12 Sep 2018 | Veronica
They’re loud, they’re chaotic, and potentially very overwhelming (especially if you have bad memories of your high school cafeteria).
They’re also very cheap, very fast, and usually delicious!
1. Getting There
Cooked food centers are usually on the 2nd, 3rd, or 4th floor of a wet market. So getting into a cooked food center might involve passing through the wet market. This means past the half-alive fish and hanging meat butchers’ stalls. Still have your appetite? Good. Read on.
*TIP: most centers will have an entrance (stairwell or elevator area) that leads directly to the cooked food center. Use this to skip the wet market sensory overload!
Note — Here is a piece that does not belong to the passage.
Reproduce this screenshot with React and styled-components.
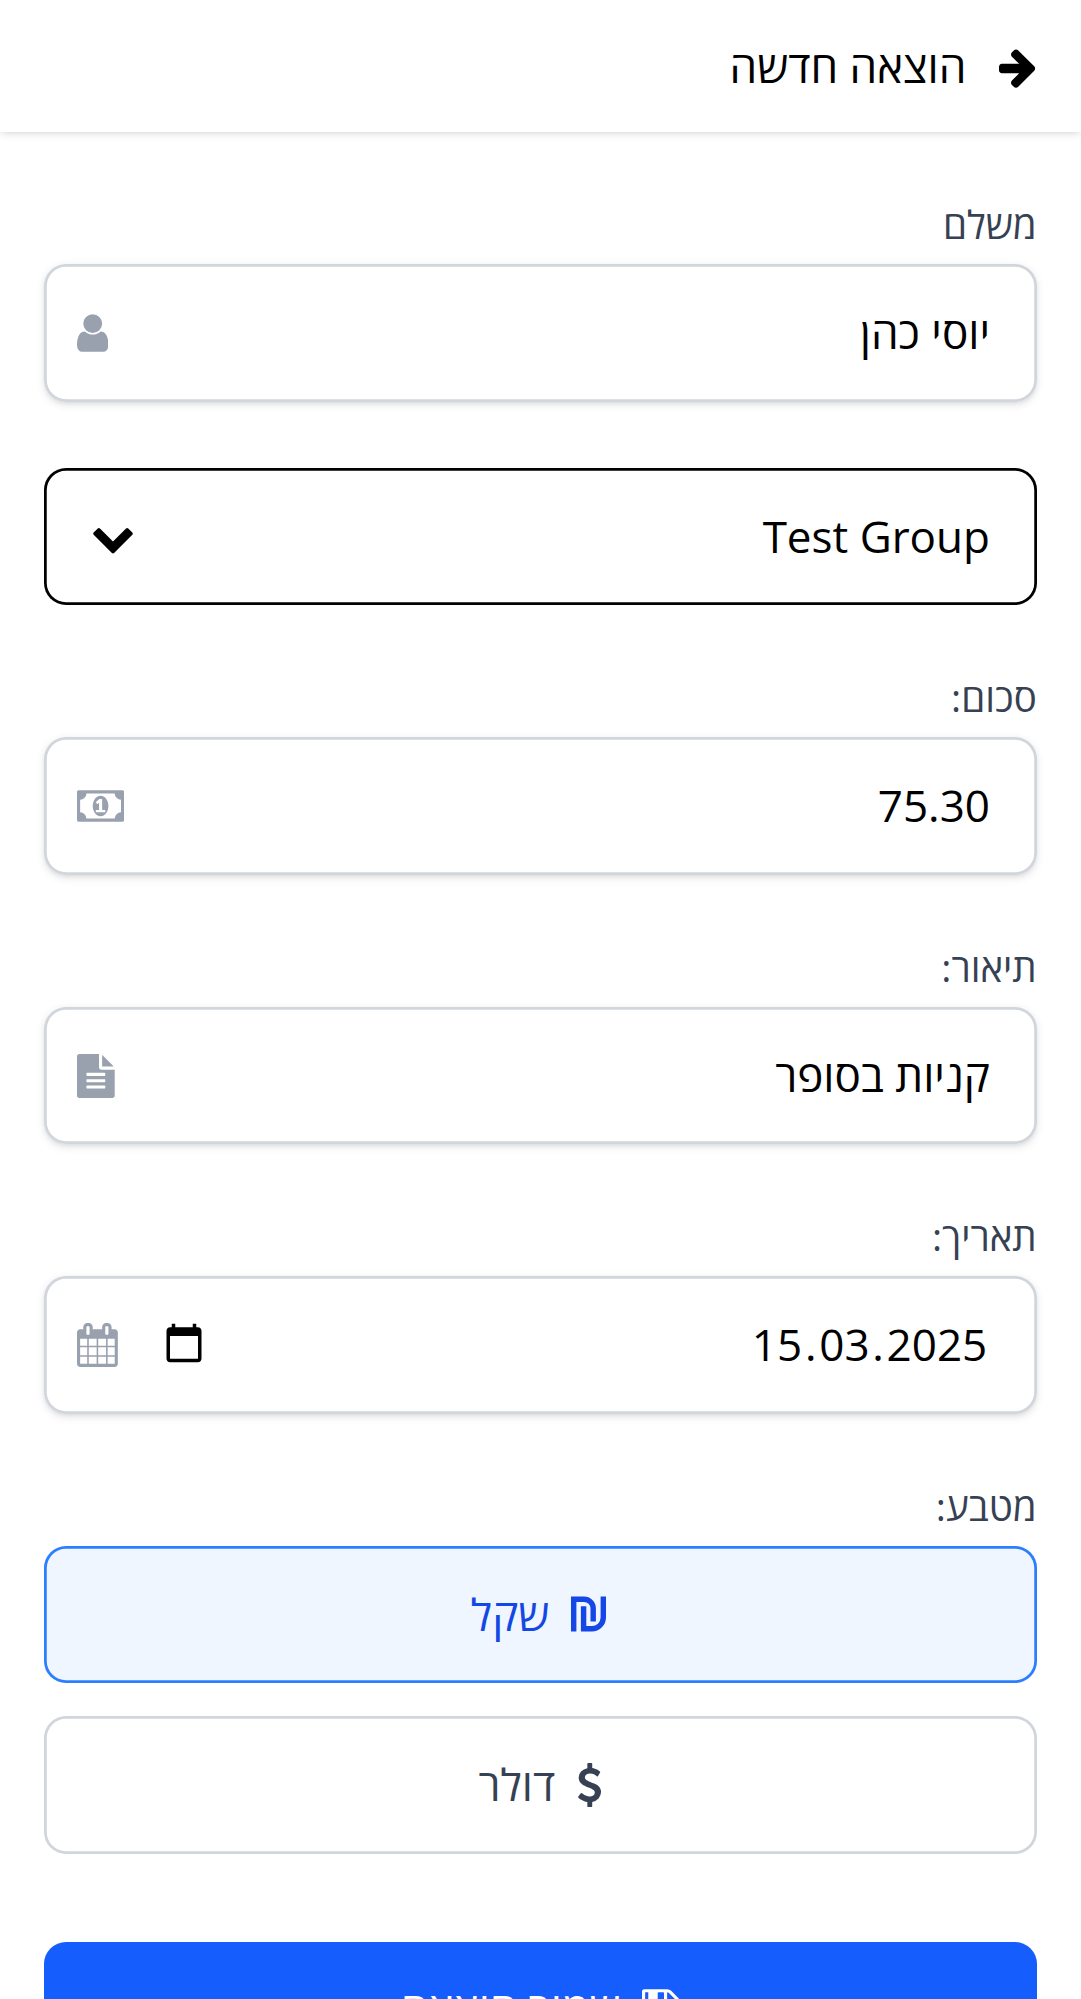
import React from "react";
import styled, { createGlobalStyle } from "styled-components";

const GlobalStyle = createGlobalStyle`
  *, *::before, *::after { box-sizing: border-box; }
  html { background: #fff; overflow: hidden; height: 1999px; }
  body {
    margin: 0;
    height: 1999px;
    overflow: hidden;
    font-family: "Open Sans", "Noto Sans", sans-serif;
    font-size: 44px;
    line-height: 66px;
    color: #000;
  }
`;

const shadow = `0 2.75px 8.25px rgba(0, 0, 0, 0.1), 0 2.75px 5.5px -2.75px rgba(0, 0, 0, 0.1)`;

const Page = styled.div`
  direction: rtl;
  height: 1999px;
  overflow: hidden;
  background: #fff;
`;

const Header = styled.header`
  display: flex;
  align-items: center;
  gap: 33px;
  height: 132px;
  padding: 0 44px;
  box-shadow: ${shadow};
`;

const Title = styled.h1`
  margin: 0;
  font-size: 44px;
  font-weight: 400;
  line-height: 66px;
`;

const Form = styled.main`
  display: flex;
  flex-direction: column;
  gap: 66px;
  padding: 66px 44.25px 0 44px;
`;

const Field = styled.div`
  display: flex;
  flex-direction: column;
  gap: 11px;
`;

const Label = styled.label`
  height: 55px;
  font-size: 38.5px;
  line-height: 53px;
  color: #364153;
`;

const Control = styled.div`
  display: flex;
  align-items: center;
  justify-content: space-between;
  height: 137.5px;
  padding: 0 46.75px 0 33px;
  border-radius: 22px;
  background: #fff;
  box-shadow: inset 0 0 0 2.75px ${(p) => (p.$dark ? "#000" : "#d1d5dc")}${(p) => (p.$dark ? "" : ", " + shadow)};
`;

const Value = styled.span`
  flex: 1;
  padding-bottom: ${(p) => p.$lift || 0}px;
  white-space: pre;
`;

const DatePart = styled.span`
  padding: 0 2.75px;
`;

const Options = styled.div`
  display: flex;
  flex-direction: column;
  gap: 33px;
`;

const ButtonText = styled.span`
  padding-bottom: ${(p) => p.$lift || 0}px;
`;

const Option = styled.button`
  display: flex;
  align-items: center;
  justify-content: center;
  gap: 22px;
  height: 137.5px;
  padding: 0;
  border: 0;
  border-radius: 22px;
  font: inherit;
  color: ${(p) => (p.$active ? "#1447e6" : "#364153")};
  background: ${(p) => (p.$active ? "#eff6ff" : "#fff")};
  box-shadow: inset 0 0 0 2.75px ${(p) => (p.$active ? "#2b7fff" : "#d1d5dc")};
`;

const SaveButton = styled.button`
  display: flex;
  align-items: center;
  justify-content: center;
  gap: 22px;
  height: 132px;
  margin-top: 22px;
  padding: 0;
  border: 0;
  border-radius: 22px;
  font: inherit;
  color: #fff;
  background: #155dfc;
`;

const Svg = styled.svg`
  display: block;
  flex: none;
  height: ${(p) => p.$size}px;
  width: ${(p) => p.$width}px;
  margin-top: ${(p) => p.$drop || 0}px;
  margin-left: ${(p) => p.$end || 0}px;
  margin-right: ${(p) => p.$start || 0}px;
  fill: ${(p) => p.$color || "currentColor"};
`;

const GLYPHS = {
  arrow: [128, 1536, "M1600 960q0 54-37 91l-651 651q-39 37-91 37-51 0-90-37l-75-75q-38-38-38-91t38-91l293-293h-704q-52 0-84.5-37.5t-32.5-90.5v-128q0-53 32.5-90.5t84.5-37.5h704l-293-294q-38-36-38-90t38-90l75-75q38-38 90-38 53 0 91 38l651 651q37 35 37 90z"],
  user: [256, 1280, "M1536 1399q0 109-62.5 187t-150.5 78h-854q-88 0-150.5-78t-62.5-187q0-85 8.5-160.5t31.5-152 58.5-131 94-89 134.5-34.5q131 128 313 128t313-128q76 0 134.5 34.5t94 89 58.5 131 31.5 152 8.5 160.5zm-256-887q0 159-112.5 271.5t-271.5 112.5-271.5-112.5-112.5-271.5 112.5-271.5 271.5-112.5 271.5 112.5 112.5 271.5z"],
  chevron: [0, 1792, "M1683 808l-742 741q-19 19-45 19t-45-19l-742-741q-19-19-19-45.5t19-45.5l166-165q19-19 45-19t45 19l531 531 531-531q19-19 45-19t45 19l166 165q19 19 19 45.5t-19 45.5z"],
  money: [0, 1920, "M768 1152h384v-96h-128v-448h-114l-148 137 77 80q42-37 55-57h2v288h-128v96zm512-256q0 70-21 142t-59.5 134-101.5 101-138 39-138-39-101.5-101-59.5-134-21-142 21-142 59.5-134 101.5-101 138-39 138 39 101.5 101 59.5 134 21 142zm512 256v-512q-106 0-181-75t-75-181h-1152q0 106-75 181t-181 75v512q106 0 181 75t75 181h1152q0-106 75-181t181-75zm128-832v1152q0 26-19 45t-45 19h-1792q-26 0-45-19t-19-45v-1152q0-26 19-45t45-19h1792q26 0 45 19t19 45z"],
  file: [128, 1536, "M1596 476q14 14 28 36h-472v-472q22 14 36 28zm-476 164h544v1056q0 40-28 68t-68 28h-1344q-40 0-68-28t-28-68v-1600q0-40 28-68t68-28h800v544q0 40 28 68t68 28zm160 736v-64q0-14-9-23t-23-9h-704q-14 0-23 9t-9 23v64q0 14 9 23t23 9h704q14 0 23-9t9-23zm0-256v-64q0-14-9-23t-23-9h-704q-14 0-23 9t-9 23v64q0 14 9 23t23 9h704q14 0 23-9t9-23zm0-256v-64q0-14-9-23t-23-9h-704q-14 0-23 9t-9 23v64q0 14 9 23t23 9h704q14 0 23-9t9-23z"],
  calendar: [64, 1664, "M192 1664h288v-288h-288v288zm352 0h320v-288h-320v288zm-352-352h288v-320h-288v320zm352 0h320v-320h-320v320zm-352-384h288v-288h-288v288zm736 736h320v-288h-320v288zm-384-736h320v-288h-320v288zm768 736h288v-288h-288v288zm-384-352h320v-320h-320v320zm-352-864v-288q0-13-9.5-22.5t-22.5-9.5h-64q-13 0-22.5 9.5t-9.5 22.5v288q0 13 9.5 22.5t22.5 9.5h64q13 0 22.5-9.5t9.5-22.5zm736 864h288v-320h-288v320zm-384-384h320v-288h-320v288zm384 0h288v-288h-288v288zm32-480v-288q0-13-9.5-22.5t-22.5-9.5h-64q-13 0-22.5 9.5t-9.5 22.5v288q0 13 9.5 22.5t22.5 9.5h64q13 0 22.5-9.5t9.5-22.5zm384-64v1280q0 52-38 90t-90 38h-1408q-52 0-90-38t-38-90v-1280q0-52 38-90t90-38h128v-96q0-66 47-113t113-47h64q66 0 113 47t47 113v96h384v-96q0-66 47-113t113-47h64q66 0 113 47t47 113v96h128q52 0 90 38t38 90z"],
  dollar: [384, 1024, "M1362 1185q0 153-99.5 263.5t-258.5 136.5v175q0 14-9 23t-23 9h-135q-13 0-22.5-9.5t-9.5-22.5v-175q-66-9-127.5-31t-101.5-44.5-74-48-46.5-37.5-17.5-18q-17-21-2-41l103-135q7-10 23-12 15-2 24 9l2 2q113 99 243 125 37 8 74 8 81 0 142.5-43t61.5-122q0-28-15-53t-33.5-42-58.5-37.5-66-32-80-32.5q-39-16-61.5-25t-61.5-26.5-62.5-31-56.5-35.5-53.5-42.5-43.5-49-35.5-58-21-66.5-8.5-78q0-138 98-242t255-134v-180q0-13 9.5-22.5t22.5-9.5h135q14 0 23 9t9 23v176q57 6 110.5 23t87 33.5 63.5 37.5 39 29 15 14q17 18 5 38l-81 146q-8 15-23 16-14 3-27-7-3-3-14.5-12t-39-26.5-58.5-32-74.5-26-85.5-11.5q-95 0-155 43t-60 111q0 26 8.5 48t29.5 41.5 39.5 33 56 31 60.5 27 70 27.5q53 20 81 31.5t76 35 75.5 42.5 62 50 53 63.5 31.5 76.5 13 94z"],
  save: [128, 1536, "M512 1536h768v-384h-768v384zm896 0h128v-896q0-14-10-38.5t-20-34.5l-281-281q-10-10-34-20t-39-10v416q0 40-28 68t-68 28h-576q-40 0-68-28t-28-68v-416h-128v1280h128v-416q0-40 28-68t68-28h832q40 0 68 28t28 68v416zm-384-928v-320q0-13-9.5-22.5t-22.5-9.5h-192q-13 0-22.5 9.5t-9.5 22.5v320q0 13 9.5 22.5t22.5 9.5h192q13 0 22.5-9.5t9.5-22.5zm640 32v928q0 40-28 68t-68 28h-1344q-40 0-68-28t-28-68v-1344q0-40 28-68t68-28h928q40 0 88 20t76 48l280 280q28 28 48 76t20 88z"],
};

function Glyph({ name, size = 44, color, end, drop }) {
  const [x, w, d] = GLYPHS[name];
  return (
    <Svg viewBox={`${x} 0 ${w} 1792`} $size={size} $width={(size * w) / 1792} $color={color} $end={end} $drop={drop} aria-hidden="true">
      <path d={d} />
    </Svg>
  );
}

function ShekelIcon() {
  return (
    <Svg viewBox="0 0 35 44" $size={44} $width={35} $start={3.5} $color="none" aria-hidden="true">
      <g stroke="currentColor" strokeWidth="5.4">
        <path d="M2.7 39.5V7.2H13A9.2 9.2 0 0 1 22.2 16.4V29.5" />
        <path d="M12.6 14.2V36.8H20.4A11.4 11.4 0 0 0 32.3 25.4V4.5" />
      </g>
    </Svg>
  );
}

function PickerIcon() {
  return (
    <Svg viewBox="0 0 24 24" $size={42} $width={42} $end={45.25} $drop={-3} aria-hidden="true">
      <path d="M20 3h-1V1h-2v2H7V1H5v2H4c-1.1 0-2 .9-2 2v16c0 1.1.9 2 2 2h16c1.1 0 2-.9 2-2V5c0-1.1-.9-2-2-2zm0 18H4V8h16v13z" />
    </Svg>
  );
}

const MUTED = "#99a1af";

function TextField({ label, value, icon, lift, drop, children }) {
  return (
    <Field>
      <Label>{label}</Label>
      <Control>
        <Value $lift={lift}>{value}</Value>
        {children}
        <Glyph name={icon} color={MUTED} drop={drop} />
      </Control>
    </Field>
  );
}

export default function App() {
  return (
    <Page>
      <GlobalStyle />
      <Header>
        <Glyph name="arrow" drop={2} />
        <Title>הוצאה חדשה</Title>
      </Header>
      <Form>
        <TextField label="משלם" value="יוסי כהן" icon="user" lift={2} />
        <Control $dark>
          <Value>Test Group</Value>
          <Glyph name="chevron" end={13.75} drop={2} />
        </Control>
        <TextField label="סכום:" value="75.30" icon="money" lift={2} />
        <TextField label="תיאור:" value="קניות בסופר" icon="file" drop={2} />
        <TextField
          label="תאריך:"
          icon="calendar"
          lift={2}
          value={
            <bdi dir="ltr">
              <DatePart>15</DatePart>.<DatePart>03</DatePart>.<DatePart>2025</DatePart>
            </bdi>
          }
        >
          <PickerIcon />
        </TextField>
        <Field>
          <Label>מטבע:</Label>
          <Options>
            <Option $active>
              <ShekelIcon />
              <ButtonText>שקל</ButtonText>
            </Option>
            <Option>
              <Glyph name="dollar" />
              <ButtonText $lift={2}>דולר</ButtonText>
            </Option>
          </Options>
        </Field>
        <SaveButton>
          <Glyph name="save" />
          <ButtonText $lift={2}>שמור הוצאה</ButtonText>
        </SaveButton>
      </Form>
    </Page>
  );
}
Inside, each restaurant has their own designated tables. Take a tour around and peer at what people are eating. When you find something that looks good to you, find a space at a table in that area and squeeze in! There’s no private dining in here – if there’s any space at your table, expect that it will be filled. Likewise, you may be ushered to share a table with a whole family that needs to shift over to make room for you. But they’ll do it! Everyone’s gotta eat, and more business is good business!
*TIP: Don’t be afraid to look lost! There’s a time and a place for everything, and here is not the place to try to act like a local. You’re a foreigner, and you’ll stand out. People will genuinely try to help you – Embrace it!
How brave are you? The chances of there being an English menu are about 50/50, so best to be prepared to point randomly in the worst case! This is great when someone at your table is eating something that looks delicious. Don’t expect the servers to be patient, either. They’ve got a lot of people to take care of and customer service is not top priority. Luckily, a lot of locals get a kick out of seeing a foreigner in a cooked food center and are often very willing to help you out with the order!
*TIP: learn basic Cantonese! Find out how to order your favourite drink, to start, and work your way from there.
Tung Po Kitchen, in North Point, was a stop for Anthony Bourdain on No Reservations. Menus have English, and both local and Western celebrities stop here! Prices are higher than average, but the food is made to match. Go with a big group to truly benefit from the menu range! Add in the throwback music, a few drinks, and it’s a great atmosphere.
ABC Kitchen, in Sheung Wan, has become famous among expats for their mixed Western food! Wouldn’t expect to find a great plate of gnocchi or paella in a cooked food center, but there it is. Prices run quite a bit higher than the average stall.